Beyond the direct threat from Amazon, several structural industry trends are creating additional headwinds for The Trade Desk:

  • Growth in open web advertising, excluding connected TV and digital audio, is decelerating.
  • Walled gardens, including Google and Meta, continue to command a growing portion of digital advertising budgets.
  • The rise of AI-powered search engines poses a risk of reducing traffic to publisher websites, which could subsequently dampen advertising expenditure in those channels.
  • Generative AI is simplifying the ad-buying process, making it easier for advertisers to switch between different DSPs and thereby weakening the hold of established providers.

Diverging Views from Market Analysts

Recent developments have led to a split in analyst sentiment. Following Citizens JMP's downgrade, BofA Securities maintained an "Underperform" rating but reduced its price target to $40. In a more positive adjustment, MoffettNathanson upgraded its stance from "Sell" to "Neutral," assigning a $39 price target.
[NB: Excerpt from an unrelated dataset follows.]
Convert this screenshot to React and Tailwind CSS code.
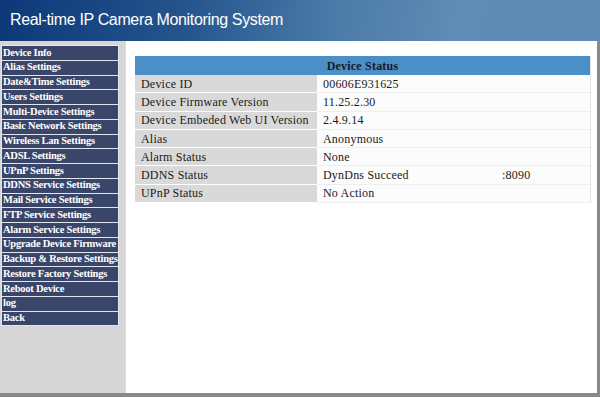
import React from "react";

const menuItems = [
  "Device Info",
  "Alias Settings",
  "Date&Time Settings",
  "Users Settings",
  "Multi-Device Settings",
  "Basic Network Settings",
  "Wireless Lan Settings",
  "ADSL Settings",
  "UPnP Settings",
  "DDNS Service Settings",
  "Mail Service Settings",
  "FTP Service Settings",
  "Alarm Service Settings",
  "Upgrade Device Firmware",
  "Backup & Restore Settings",
  "Restore Factory Settings",
  "Reboot Device",
  "log",
  "Back",
];

const statusRows = [
  { label: "Device ID", value: "00606E931625" },
  { label: "Device Firmware Version", value: "11.25.2.30" },
  { label: "Device Embeded Web UI Version", value: "2.4.9.14" },
  { label: "Alias", value: "Anonymous" },
  { label: "Alarm Status", value: "None" },
  { label: "DDNS Status", value: "DynDns Succeed", extra: ":8090" },
  { label: "UPnP Status", value: "No Action" },
];

const App = () => {
  return (
    <div className="w-[600px] h-[397px] flex flex-col bg-[#8a8a8a] overflow-hidden">
      {/* Title bar */}
      <div className="h-[41px] shrink-0 flex items-center pl-[10px] bg-[linear-gradient(100deg,#0c3878_0%,#24538c_30%,#4a7aa8_55%,#5f8bb4_75%,#5e8ab3_100%)]">
        <h1 className="text-white text-[16px] tracking-[-0.35px] font-['Liberation_Sans',Arial,sans-serif] leading-none -mt-[1px]">
          Real-time IP Camera Monitoring System
        </h1>
      </div>

      <div className="flex h-[352px] shrink-0 mr-[3px]">
        {/* Left menu */}
        <div className="w-[126px] shrink-0 bg-[#d6d6d6] border-r border-[#dcdcdc] pt-[4px] pl-[1px]">
          <ul className="w-[118px] border-t border-[#e8e8ee] font-['Liberation_Serif','Times_New_Roman',serif]">
            {menuItems.map((item) => (
              <li
                key={item}
                className="h-[14.75px] flex items-center pl-[1px] bg-[#3a4669] border-b border-x border-[#e4e6ee] text-white text-[10.5px] tracking-[-0.25px] font-bold leading-none whitespace-nowrap overflow-hidden"
              >
                {item}
              </li>
            ))}
          </ul>
        </div>

        {/* Main content */}
        <div className="flex-1 bg-white pt-[15px] pl-[9px] pr-[6px]">
          <div className="font-['Liberation_Serif','Times_New_Roman',serif] text-[12px] tracking-[0.2px] text-[#1a1a1a] border-r border-[#e2e2e2]">
            <div className="h-[19px] flex items-center justify-center bg-[#4a8fc8] font-bold">
              Device Status
            </div>
            {statusRows.map((row) => (
              <div key={row.label} className="h-[18.3px] flex border-b border-[#eeeeee]">
                <div className="w-[182px] shrink-0 flex items-center pl-[6px] bg-[#d9d9d9] border-b border-white -mb-[1px]">
                  {row.label}
                </div>
                <div className="flex-1 flex items-center pl-[6px] bg-[#fcfcfc]">
                  <span className="w-[179px]">{row.value}</span>
                  {row.extra && <span>{row.extra}</span>}
                </div>
              </div>
            ))}
          </div>
        </div>
      </div>
    </div>
  );
};

export default App;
Guggenheim remains bullish with a "Buy" recommendation, though it also trimmed its target price to $50.

The company's path forward appears heavily dependent on its strategic response to heightened competition. How effectively The Trade Desk navigates the dual pressures of competitive fee structures and protecting its margins will likely be the key determinant of its stock performance in the coming months.